Diversification is a technique that reduces risk by allocating investments among various financial instruments, industries, and other categories. It aims to maximize returns by investing in different areas that would each react differently to the same event.
Most investment professionals agree that, although it does not guarantee against loss, diversification is the most important component of reaching long-range financial goals while minimizing risk. Here, we look at why this is true and how to accomplish diversification in your portfolio.
The corporate strategy
Corporate strategy is hierarchically the highest strategic plan of the organization, which defines the corporate overall goals and directions and the way in which will be achieved within strategic management activities. It is a long-term, clearly defined vision of the direction of a company or organization.
While business strategy thinks about individual lines of business, corporate strategy refers to how we compete across lines of business.
There are 4 types of companies, considering the level and quality of the diversification they have:
Low diversification / Single Business: this company's revenue comes from a single business unit.
Google is a good example of a business that has numerous businesses they are entering in to but the vast majority of their revenue, at least right now come from search and from their AdWords advertising strategy. Coca-Cola is another good example of a very large business, but its single dominant business is the cola and beverage business, though they do have some other businesses they hold.
Low diversification / Dominant Business: Contrast that to another low diversification type, but one that is not quite as dominated as a single business as the examples I gave before. This might be someone like Pepsi. Now Pepsi differs in Coke in that they have businesses like Frito-Lay and Quaker Foods as part of their portfolio. So while beverages make up a significant portion of their business, they still have other businesses as well that contribute to their revenues.

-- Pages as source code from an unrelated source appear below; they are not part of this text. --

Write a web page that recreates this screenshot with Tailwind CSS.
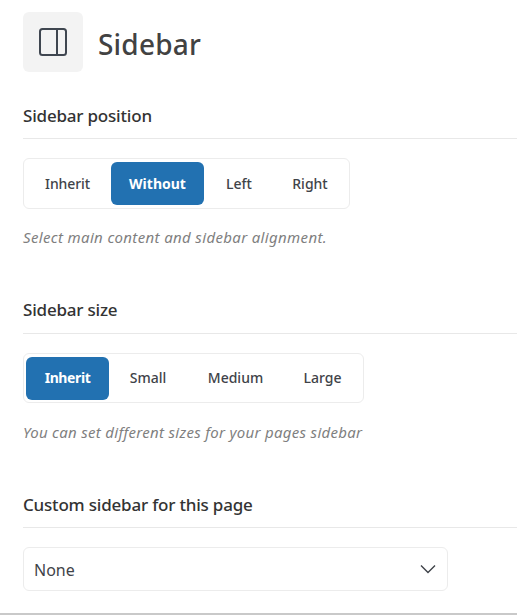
<!DOCTYPE html>
<html lang="en">
<head>
  <meta charset="UTF-8">
  <title>Sidebar</title>
  <script src="https://cdn.jsdelivr.net/npm/@tailwindcss/browser@4"></script>
</head>
<body class="bg-white font-['Noto_Sans',sans-serif] text-[#3f4349] overflow-hidden">
  <div class="w-[517px] h-[615px] pl-[23px] pt-3 border-b-2 border-[#c9c9c9] overflow-hidden">
    <!-- Header -->
    <div class="flex items-center gap-[15px] h-[60px]">
      <div class="w-[60px] h-[60px] bg-[#f3f3f3] rounded-md flex items-center justify-center">
        <svg width="30" height="30" viewBox="0 0 30 30" fill="none" stroke="#3f4650" stroke-width="2">
          <rect x="2" y="2" width="26" height="26" rx="2.5"/>
          <path d="M19 2v26"/>
        </svg>
      </div>
      <h1 class="pt-1 text-[28px] font-medium leading-none tracking-[0.2px] text-[#424242]">Sidebar</h1>
    </div>

    <!-- Sidebar position -->
    <h2 class="mt-[31px] text-[17px] leading-[26px] font-medium tracking-[-0.2px] text-[#333]">Sidebar position</h2>
    <div class="mt-[9px] border-t border-[#e8e8e8]"></div>
    <div class="mt-[19px] flex items-center w-[327px] h-[51px] border border-[#ececec] rounded-md text-sm font-medium">
      <span class="ml-[3px] mr-[3px] w-[81px] text-center tracking-[-0.1px]">Inherit</span>
      <span class="w-[93px] h-[43px] flex items-center justify-center bg-[#2271b1] text-white font-bold rounded-md">Without</span>
      <span class="w-[70px] text-center">Left</span>
      <span class="w-[72px] text-center">Right</span>
    </div>
    <p class="mt-[18px] text-[15px] leading-5 italic tracking-[0.35px] text-[#7f7f7f]">Select main content and sidebar alignment.</p>

    <!-- Sidebar size -->
    <h2 class="mt-[50px] text-[17px] leading-[26px] font-medium tracking-[-0.2px] text-[#333]">Sidebar size</h2>
    <div class="mt-[10px] border-t border-[#e8e8e8]"></div>
    <div class="mt-[19px] flex items-center w-[341px] h-[50px] border border-[#ececec] rounded-md text-sm font-medium">
      <span class="ml-[2px] w-[83px] h-[43px] flex items-center justify-center bg-[#2271b1] text-white font-bold rounded-md tracking-[-0.4px]">Inherit</span>
      <span class="w-[78px] text-center">Small</span>
      <span class="w-[97px] text-center">Medium</span>
      <span class="w-[77px] text-center">Large</span>
    </div>
    <p class="mt-[19px] text-[15px] leading-5 italic tracking-[0.3px] text-[#7f7f7f]">You can set different sizes for your pages sidebar</p>

    <!-- Custom sidebar -->
    <h2 class="mt-[50px] text-[17px] leading-[26px] font-medium tracking-[-0.2px] text-[#333]">Custom sidebar for this page</h2>
    <div class="mt-[9px] border-t border-[#e8e8e8]"></div>
    <div class="mt-[19px] flex items-center justify-between w-[425px] h-[44px] border border-[#ececec] rounded-md pl-[10px] pr-[11px] text-base">
      <span class="pt-0.5">None</span>
      <svg width="16" height="10" viewBox="0 0 16 10" fill="none" stroke="#3f4349" stroke-width="1.4"><path d="M1 1.5l7 7 7-7"/></svg>
    </div>
  </div>
</body>
</html>
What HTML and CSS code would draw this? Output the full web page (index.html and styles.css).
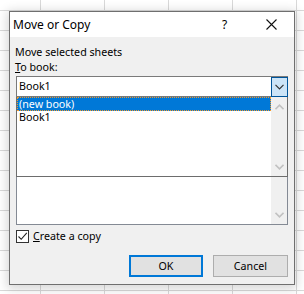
FILE: index.html
```html
<!DOCTYPE html>
<html>
<head>
<meta charset="utf-8">
<link rel="stylesheet" href="styles.css">
</head>
<body>
<div class="dialog">
  <div class="titlebar">
    <span class="title">Move or Copy</span>
    <span class="help">?</span>
    <span class="close"><svg width="11" height="11" viewBox="0 0 11 11"><path d="M0.5 0.5L10.5 10.5M10.5 0.5L0.5 10.5" stroke="#111" stroke-width="1.1" fill="none"/></svg></span>
  </div>
  <div class="content">
    <div class="label">Move selected sheets</div>
    <div class="label"><u>T</u>o book:</div>
    <div class="combo">
      <span class="combo-text">Book1</span>
      <span class="drop"><svg width="9" height="6" viewBox="0 0 9 6"><path d="M0.5 0.8L4.5 4.8L8.5 0.8" stroke="#333" stroke-width="1.2" fill="none"/></svg></span>
    </div>
    <div class="list">
      <div class="items">
        <div class="item sel">(new book)</div>
        <div class="item">Book1</div>
      </div>
      <div class="vscroll">
        <svg width="9" height="6" viewBox="0 0 9 6"><path d="M0.5 5.2L4.5 1.2L8.5 5.2" stroke="#c2c2c2" stroke-width="1.6" fill="none"/></svg>
        <svg width="9" height="6" viewBox="0 0 9 6"><path d="M0.5 0.8L4.5 4.8L8.5 0.8" stroke="#c2c2c2" stroke-width="1.6" fill="none"/></svg>
      </div>
    </div>
    <div class="list list2">
      <div class="items"></div>
      <div class="vscroll end">
        <svg width="9" height="6" viewBox="0 0 9 6"><path d="M0.5 0.8L4.5 4.8L8.5 0.8" stroke="#c2c2c2" stroke-width="1.6" fill="none"/></svg>
      </div>
    </div>
    <div class="check">
      <span class="box"><svg width="11" height="11" viewBox="0 0 11 11"><path d="M1.5 5.5L4.2 8.3L9.8 1.8" stroke="#222" stroke-width="1.1" fill="none"/></svg></span>
      <span class="check-label"><u>C</u>reate a copy</span>
    </div>
    <div class="buttons">
      <button class="btn default">OK</button>
      <button class="btn">Cancel</button>
    </div>
  </div>
</div>
</body>
</html>
```
FILE: styles.css
```css
html, body {
  margin: 0;
  padding: 0;
}
body {
  width: 304px;
  height: 294px;
  overflow: hidden;
  background-color: #fff;
  background-image:
    linear-gradient(to bottom, #d9d9d9 1px, transparent 1px),
    linear-gradient(to right, #d9d9d9 1px, transparent 1px);
  background-size: 64px 20px;
  background-position: 40px 10px;
  font-family: "Segoe UI", "Noto Sans", "DejaVu Sans", sans-serif;
  color: #000;
}
.dialog {
  box-sizing: border-box;
  margin: 11px 0 0 9px;
  width: 286px;
  height: 274px;
  border: 1px solid #6f6f6f;
  background: #f0f0f0;
  box-shadow: 0 2px 10px 2px rgba(0,0,0,0.16);
  display: flex;
  flex-direction: column;
}
.titlebar {
  height: 25px;
  background: #fff;
  display: flex;
  align-items: center;
  font-size: 12px;
}
.title {
  padding-left: 3px;
  flex: 1;
  padding-bottom: 1px;
}
.help {
  width: 14px;
  font-size: 12px;
  margin-right: 30px;
  padding-bottom: 1px;
}
.close {
  display: flex;
  width: 11px;
  margin-right: 17px;
}
.content {
  padding: 8px 6px 0 6px;
  display: flex;
  flex-direction: column;
  font-size: 10.7px;
}
.label {
  line-height: 15px;
  height: 15px;
  margin-left: -1px;
}
.combo {
  box-sizing: border-box;
  margin-top: 1px;
  height: 21px;
  border: 1px solid #7a7a7a;
  background: #fff;
  display: flex;
  align-items: stretch;
}
.combo-text {
  flex: 1;
  padding-left: 2px;
  line-height: 18px;
}
.drop {
  box-sizing: border-box;
  width: 17px;
  margin: 0 -1px -1px 0;
  border: 1px solid #005499;
  background: #cce4f7;
  display: flex;
  align-items: center;
  justify-content: center;
}
.list {
  box-sizing: border-box;
  height: 80px;
  border: 1px solid #6d6d6d;
  border-top: none;
  background: #fff;
  display: flex;
}
.list2 {
  height: 48px;
  border-color: #848a94;
  border-top: none;
}
.items {
  flex: 1;
  display: flex;
  flex-direction: column;
}
.item {
  height: 13px;
  line-height: 13px;
  padding-left: 2px;
  overflow: hidden;
  white-space: nowrap;
}
.item.sel {
  background: #0078d7;
  color: #fff;
  outline: 1px dotted #f59a2a;
  outline-offset: -1px;
  height: 14px;
  line-height: 14px;
}
.vscroll {
  width: 16px;
  background: #f0f0f0;
  display: flex;
  flex-direction: column;
  justify-content: space-between;
  align-items: center;
  padding: 7px 0 6px;
}
.vscroll.end {
  justify-content: flex-end;
}
.check {
  margin-top: 4px;
  height: 14px;
  display: flex;
  align-items: center;
}
.box {
  box-sizing: border-box;
  width: 13px;
  height: 13px;
  border: 1px solid #333;
  background: #fff;
  display: flex;
  align-items: center;
  justify-content: center;
}
.check-label {
  margin-left: 4px;
  line-height: 14px;
}
.buttons {
  margin-top: 12px;
  display: flex;
  justify-content: flex-end;
  gap: 10px;
}
.btn {
  box-sizing: border-box;
  width: 75px;
  height: 22px;
  border: 1px solid #adadad;
  background: #e1e1e1;
  font-family: inherit;
  font-size: 10.7px;
  color: #000;
  padding: 0;
  margin: 0;
}
.btn.default {
  border: 2px solid #0078d7;
  width: 74px;
}
```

High diversification / Related: Those that have what we call related diversification, those are businesses that are operating in multiple businesses, but there’s some shared value chain at the end of the day. Think of Disney here. Disney has multiple lines of business but one could argue that there are some synergy, some relatedness between them. This might be Disney’s theme parks feeding into their movies, their movie characters. The movie characters then being used for merchandise and the like. And there are some inter-relatedness between what might otherwise look like very diverse businesses.
High diversification / Unrelated: This type defers from the previous one due to the difference between the different business units. For example, GE and Virgin and clear examples of this type.
Why companies diversify?
There are 3 main groups of reasons of why companies diversify.
- Financial reasons: Capitalize in opportunities in related, unrelated or markets, reduce volatility, or reduce risk.
- Operational reasons: Exploit economies of scale and scope, transfer/leverage rent-generating assets, improve coordination among business.
- Strategic reasons: Eliminate competition by subsidizing a price war, raise rival's cost, reduce rivalry through mutual forbearance, minimize transaction cost of using markets.